Aslında bu sözcüğün ilk isim babası Selçuklular. Daha evvel Sobarto, Medya, Mezopotamya gibi isimlerle adlandırılan bu coğrafya Selçuklular döneminde “Kürdistan” olarak adlandırıldı. Yani Kürtlerin yaşadıkları topraklar. Ancak Selçukluların 1000 yıl önce kullandıkları sözcüğü bin yıl sonra tekrarlamak bile ülkede ne yazık ki tartışma konusu olabiliyor.
Ancak her ne kadar geç kalınmış olsa bile bu tanımlamayı kullanmanın öyle kolay olmadığını bilmek gerekiyor. Bakmayın bu günlerde etrafta bolca Kürdistan tanımlamasının kullanılmasına. Çok değil daha 1980 darbesi sırasında da bu kelime can yakmaya devam ediyordu.

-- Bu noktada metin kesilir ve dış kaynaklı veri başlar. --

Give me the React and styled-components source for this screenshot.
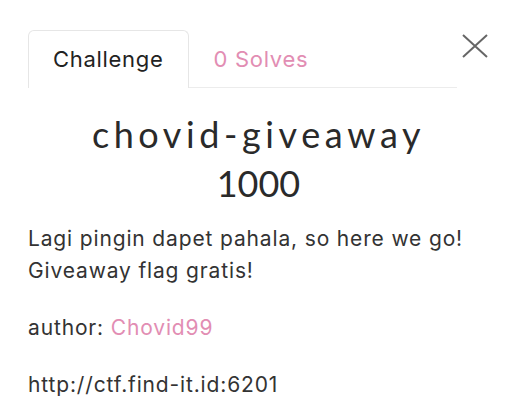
import styled, { createGlobalStyle } from 'styled-components';

const GlobalStyle = createGlobalStyle`
  body {
    margin: 0;
    background: #fff;
    font-family: Inter, "Liberation Sans", sans-serif;
    color: #2b2b2b;
  }
`;

const Modal = styled.div`
  padding: 30px 33px 0 28px;
`;

const Header = styled.div`
  display: flex;
  align-items: flex-start;
`;

const TabList = styled.div`
  flex: 1;
  display: flex;
  border-bottom: 1px solid #ececec;
`;

const Tab = styled.div`
  padding: 16px 24px 17px;
  font-size: 22px;
  line-height: 24px;
  letter-spacing: 0.7px;
  margin-bottom: -1px;
  color: ${(props) => (props.active ? '#222' : '#e28db3')};
  background: ${(props) => (props.active ? '#fff' : 'transparent')};
  border: 1px solid ${(props) => (props.active ? '#e6e6e6' : 'transparent')};
  border-bottom: none;
  border-radius: 6px 6px 0 0;
`;

const CloseButton = styled.button`
  border: none;
  background: none;
  padding: 0;
  margin: 3px 0 0 4px;
  width: 28px;
  height: 26px;
  display: flex;
  align-items: center;
  justify-content: center;
  cursor: pointer;
`;

const Title = styled.h2`
  margin: 21px 0 0;
  text-align: center;
  font-family: Lato, sans-serif;
  font-weight: 400;
  font-size: 36px;
  line-height: 50px;
  letter-spacing: 4.6px;
  color: #2a2a2a;
`;

const Value = styled.h3`
  margin: 4px 0 0;
  text-align: center;
  font-family: Lato, sans-serif;
  font-weight: 400;
  font-size: 36px;
  line-height: 40px;
  color: #2a2a2a;
`;

const Description = styled.div`
  margin-top: 20px;
  font-size: 21px;
  line-height: 32px;
  letter-spacing: 0.85px;
  color: #333;

  p {
    margin: 0 0 25px;
  }
`;

const Link = styled.span`
  color: #e28db3;
`;

export default function App() {
  return (
    <>
      <GlobalStyle />
      <Modal>
        <Header>
          <TabList>
            <Tab active>Challenge</Tab>
            <Tab>0 Solves</Tab>
          </TabList>
          <CloseButton aria-label="Close">
            <svg width="26" height="24" viewBox="0 0 26 24">
              <path d="M1 1 L25 23 M25 1 L1 23" stroke="#666" strokeWidth="2" />
            </svg>
          </CloseButton>
        </Header>
        <Title>chovid-giveaway</Title>
        <Value>1000</Value>
        <Description>
          <p>
            Lagi pingin dapet pahala, so here we go!
            <br />
            Giveaway flag gratis!
          </p>
          <p>
            author: <Link>Chovid99</Link>
          </p>
          <p>http://ctf.find-it.id:6201</p>
        </Description>
      </Modal>
    </>
  );
}
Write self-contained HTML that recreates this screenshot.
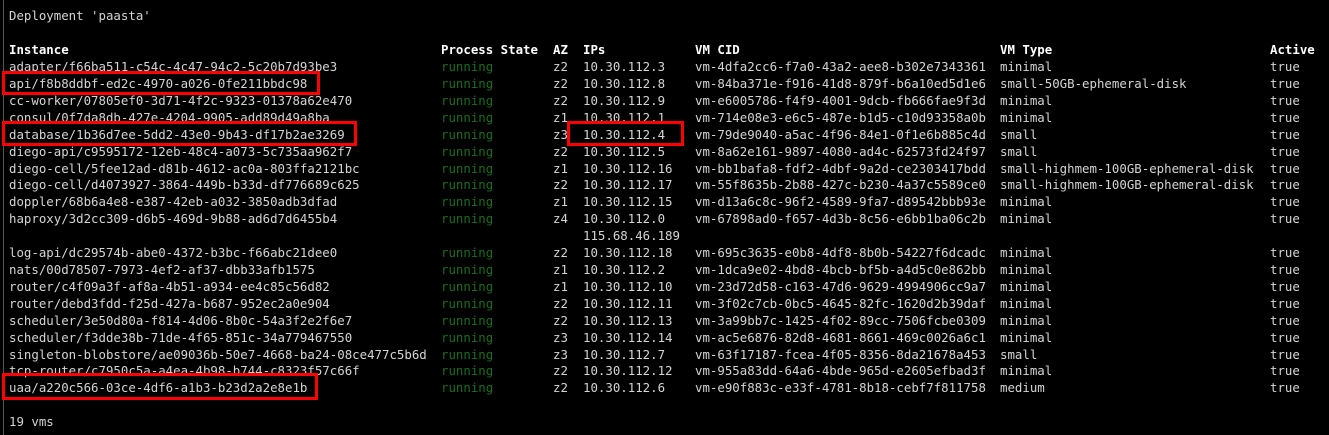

Batman’da İhsanê Malêgir diye bir vatandaş yaşıyordu. Bu vatandaş kızının adını “Kürdistan” koymuş kendi düşünce dünyasında bu doğruluk temelinde yaşamaya karar vermişti. Ancak Askeri cuntaya göre bu isim yasaktı! Hangi ismin ne şekilde kullanılacağına devlet karar vermeliydi. Devletin izni olmadan hele hele Kürtlerin varlığı gibi hassas bir konuya gidecek olan Kürdistan sözcüğünü kullanmak hiçbir vatandaşın haddine değildi. Nitekim öyle oldu. Yaşlı amcayı aldılar. Nezaket ölçüsünde kollunu kırdılar ve Kürdistan olan kızının ismini demokratik bir şekilde değiştirterek Gülistana çevirdiler! Böylece ülkenin birlik, beraberlik, barış ve kardeşlik, refah ve selametini sağlamış oldular! Tabi bu sağlamadan sonra ortaya çıkan çatışmalarda 50 binden fazla insanımızın hayatını kaybettiğini ve ülkenin en az 400 milyar dolar maddi kayba uğradığını belirtmek gerekiyor. Faili Meçhulleri, JİTEM ve Ergenekonu, Çeteleri falan saymaya, 3500 köyün boşaltılmasından söz etmeye gerek bile yok.
Bugün bile bu acıları yaşıyorsak yıllardır sürdürülen red ve inkar politikalarının uygulandığı asimilasyoncu mantığın sonuçlarındandır.
Normalleşme ve barış içinde müreffeh bir ülke olmanın yolu doğruluktan geçer. Herkes eğer doğru ve hak olanı ortaya koyarsa herkesin hakkına kavuşması da mümkün olur. Hak olanın inkar edildiği bir düzende ne normalleşme olur ne de birlik ve beraberlik. Bu nedenle önce herkese kendi adıyla hitap edilecek ki kim olduğu anlaşılsın. Ardından da kim oldukları belli olanlar kardeşçe yaşasın. Var olup söylenmeyenler söylenmedikçe gerçeğe varılamaz çünkü. “Kürdistan” sözcüğü de böyle bir şey işte.